You don’t say! As we learned in another thread, storyteller0910 and I both played Oberon in productions of A Midsummer Night’s Dream. Welcome to the club!
That would be “The Cold Equations” by Tom Godwin, later made into a Twilight Zone episode and a 1996 TV movie. Wiki has a good article on it.
Absolutely. Who wants to read a book about birds, for crying out loud!
I didn’t read many of the books assigned back in high school because I get turned off when I have to read something, but one short story I loved was All Summer in a Day by Ray Bradbury. I also enjoyed the short story The Monsters are Due on Maple Street. I know that was a Twilight Zone episode, but I don’t know if what I read was based on the episode or if the episode was based on the story. Enjoyable either way.
I also really liked The Good Earth.
My ninth grade English teacher insisted on making us read it out loud, taking turns of one page each, going one at a time up and down the rows of desks. I was so frustrated by this annoyingly slow paced, dull method that I counted the number of kids left before my turn, stuck my finger on the page I would have to read when my turn came, and just put on the autopilot silence detector which meant “they’re probably waiting for you” while I read ahead.
I hated having to waste a few good minutes of reading time to take my turn, so I kind of rushed through it in a “very well, carry on then!” sort of way. I don’t think many people enjoyed the parts that I read aloud. But then again, I seriously doubt many of them enjoyed the reading aloud format at all.
The teacher had nice legs, though. She sort of half leaned, half sat on the top of a desk with her feet still on the floor. When I finished reading the book, I’d pass the time in between my turns reading aloud by sneaking peeks up her skirt, which I realize now (12 years later) was probably the reason she wore it.

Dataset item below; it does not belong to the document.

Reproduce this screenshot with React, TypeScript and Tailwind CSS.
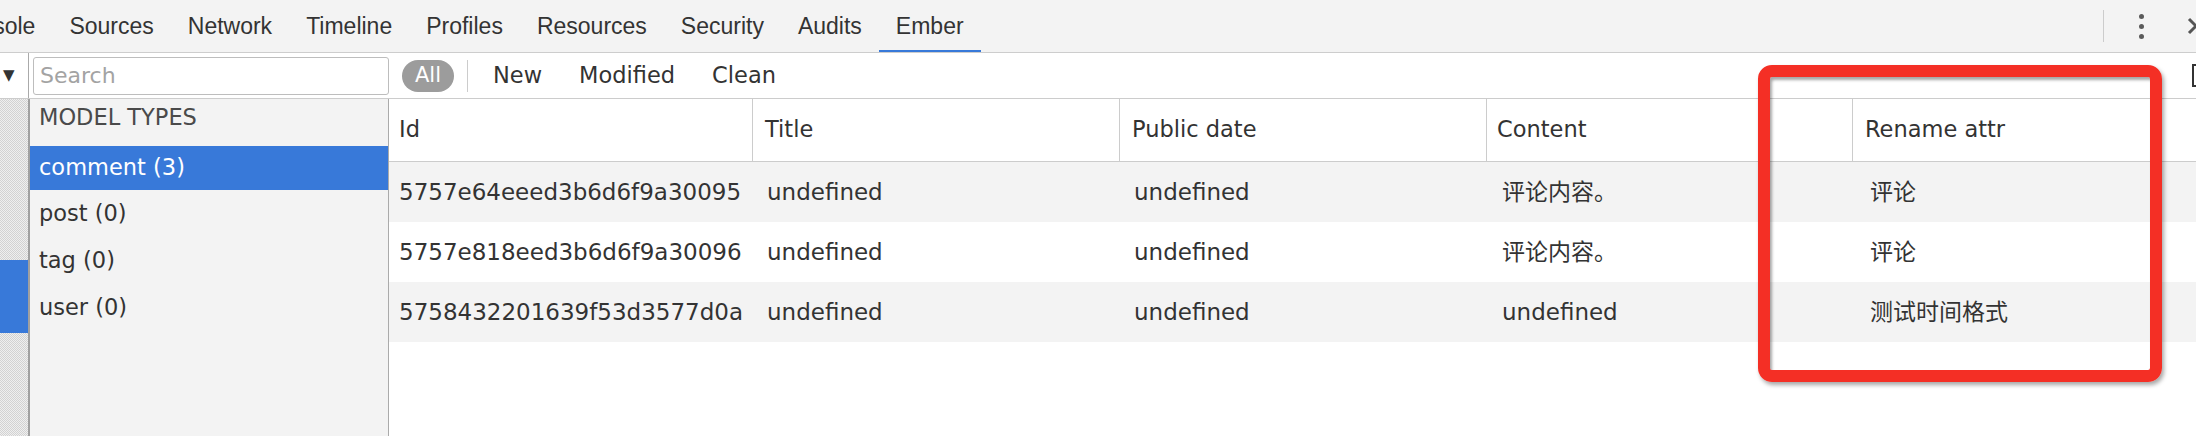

Daaaayummm, Elendil’s Heir! Next NEO Dopefest, I’m buyin’!
My faves have been mentioned with the exception of two. Rebecca and And Then There Were None . (At least, I didn’t see them mentioned. Sorry if I missed 'em.)
I think I’ll go along with many of these picks. Ten Little Indians/And Then There Were None was good. I liked The Cold Equations.
Loved To Kill A Mockingbird and an abridged The Count of Monte Cristo in middle school.
High school featured 1984, A Connecticut Yankee in King Arthur’s Court, One Day in the Life of Ivan Denisovitch, The Picture of Dorian Gray.
And in elementary school, honorable mentions go to Harry Potter and the Prisoner of Azkaban, The Lion, The Witch and The Wardrobe, The House with a Clock in its Walls, and the Hank the Cowdog and Encyclopedia Brown.
My favorite was Equus, which we read in 12th grade AP English. Not only did I absolutely love the play, but I got the only 9 (out of 9) on an essay about it that anybody got in the class all year. I grokked the hell out of that play.
I first read Rebecca for an 8th-grade English class, and have enjoyed it many times since. I recall a friend in the same class, who had read a few chapters ahead of me, telling me about the ending: “The coroner’s inquest had the strangest verdict.”
Jane Eyre was an assigned summer reading book around the same time. I remember being enthralled with the misery of young, orphaned Jane and the Lowood part of the story, but kind of lost interest once Jane was grown up and having all those long chats with Mr. Rochester.
I also remember reading Vanity Fair in high school; for some reason, I had a hard time with it at the time, but came back to it about 5 years later and loved it.
From college: Gargantua and Pantagruel.
From high school: Candide. Actually, my teacher didn’t “make me” read Candide; she just suggested it as a subject for my paper, based on the fact that I had recently read Steppenwolf on my own. (The idea was that we had to write a “comparative study” of two novels.) The funny part is that this was an American Lit class.
One of my textbooks contained Jack Finney’s The Third Level, which I read, and re-read, on my own.
I failed English my freshman year due to not participating in a required project because I had expected to move in the middle of the school year. Instead, Dad went by himself with Mom & me following in June. I didn’t tell them about failing the class so I ended up retaking Freshman English in the new school. The point of this little story is that my second Freshman English class read The Shining.